EXERCISE DESCRIPTION: Pull out all lines from the listing below in which the word "index" appears.

DATASET EXTRACT:
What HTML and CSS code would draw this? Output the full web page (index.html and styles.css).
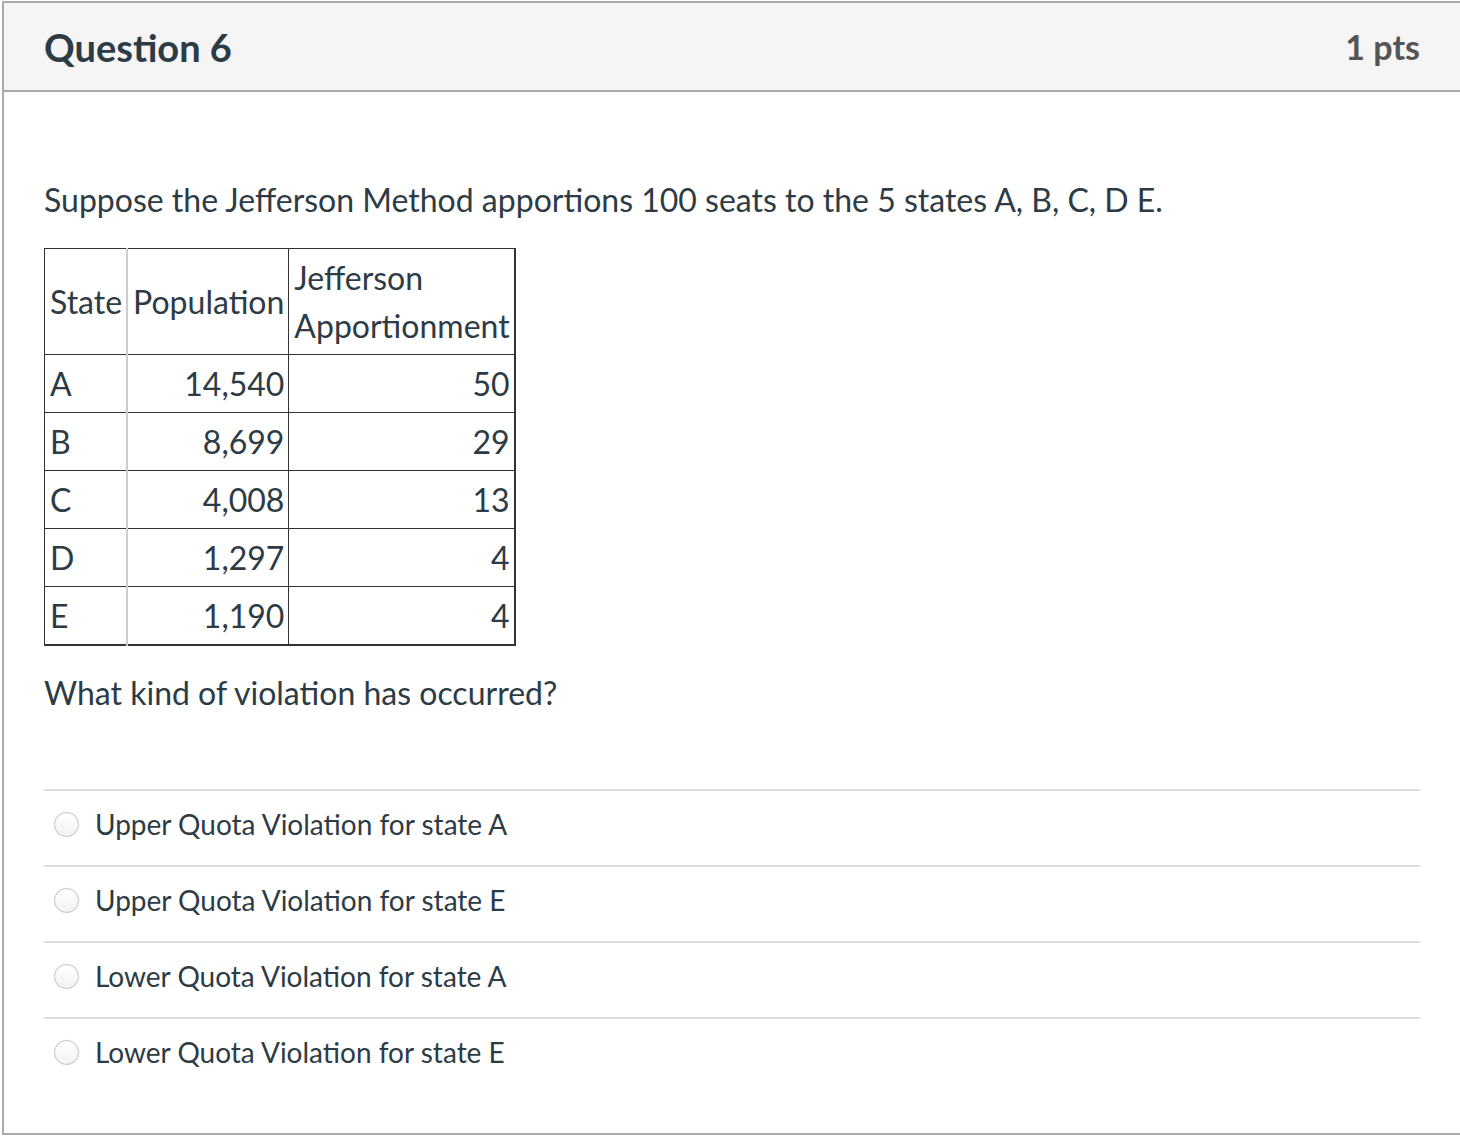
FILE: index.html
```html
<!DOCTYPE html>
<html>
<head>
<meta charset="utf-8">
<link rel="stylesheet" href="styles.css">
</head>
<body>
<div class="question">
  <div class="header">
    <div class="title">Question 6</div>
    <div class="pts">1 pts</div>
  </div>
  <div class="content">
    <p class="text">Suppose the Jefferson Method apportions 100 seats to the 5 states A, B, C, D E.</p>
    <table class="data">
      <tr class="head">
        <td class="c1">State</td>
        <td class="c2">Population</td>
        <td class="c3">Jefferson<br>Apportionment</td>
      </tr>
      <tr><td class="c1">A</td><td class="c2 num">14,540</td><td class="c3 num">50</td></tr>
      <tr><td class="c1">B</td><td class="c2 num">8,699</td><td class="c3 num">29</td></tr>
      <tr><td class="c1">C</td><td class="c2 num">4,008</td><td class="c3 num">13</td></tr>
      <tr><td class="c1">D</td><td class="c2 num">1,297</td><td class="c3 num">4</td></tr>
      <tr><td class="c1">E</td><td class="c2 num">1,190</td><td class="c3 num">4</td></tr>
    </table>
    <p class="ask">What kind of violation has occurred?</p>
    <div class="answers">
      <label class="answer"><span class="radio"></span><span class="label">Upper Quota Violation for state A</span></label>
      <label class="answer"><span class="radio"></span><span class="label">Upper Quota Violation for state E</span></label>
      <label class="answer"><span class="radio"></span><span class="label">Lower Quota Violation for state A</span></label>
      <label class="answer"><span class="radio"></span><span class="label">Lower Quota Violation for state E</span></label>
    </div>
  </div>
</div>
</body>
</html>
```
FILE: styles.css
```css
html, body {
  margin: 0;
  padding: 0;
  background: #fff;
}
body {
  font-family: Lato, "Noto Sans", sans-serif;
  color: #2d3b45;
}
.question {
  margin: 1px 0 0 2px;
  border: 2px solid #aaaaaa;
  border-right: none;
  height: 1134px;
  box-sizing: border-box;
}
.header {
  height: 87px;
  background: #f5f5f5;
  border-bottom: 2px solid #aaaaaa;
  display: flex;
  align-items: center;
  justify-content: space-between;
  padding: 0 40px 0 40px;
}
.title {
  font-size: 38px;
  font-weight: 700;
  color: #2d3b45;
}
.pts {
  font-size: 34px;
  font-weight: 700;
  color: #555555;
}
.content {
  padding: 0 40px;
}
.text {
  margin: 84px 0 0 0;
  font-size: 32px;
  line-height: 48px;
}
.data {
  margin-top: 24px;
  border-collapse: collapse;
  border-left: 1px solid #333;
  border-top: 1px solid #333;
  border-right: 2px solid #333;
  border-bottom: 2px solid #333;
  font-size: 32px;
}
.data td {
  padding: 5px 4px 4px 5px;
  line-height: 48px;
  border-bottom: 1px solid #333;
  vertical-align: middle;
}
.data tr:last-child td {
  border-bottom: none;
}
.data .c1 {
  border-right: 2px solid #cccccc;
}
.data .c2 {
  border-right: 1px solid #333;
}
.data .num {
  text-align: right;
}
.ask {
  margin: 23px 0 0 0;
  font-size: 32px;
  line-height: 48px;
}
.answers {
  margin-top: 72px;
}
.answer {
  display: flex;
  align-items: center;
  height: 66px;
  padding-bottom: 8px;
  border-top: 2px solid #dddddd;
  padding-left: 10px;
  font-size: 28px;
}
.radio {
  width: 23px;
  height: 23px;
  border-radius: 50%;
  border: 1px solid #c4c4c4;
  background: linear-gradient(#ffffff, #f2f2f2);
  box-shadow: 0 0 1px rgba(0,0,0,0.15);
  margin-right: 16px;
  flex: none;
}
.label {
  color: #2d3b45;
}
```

SOLUTION TO THIS EXERCISE:
What HTML and CSS code would draw this? Output the full web page (index.html and styles.css).
FILE: index.html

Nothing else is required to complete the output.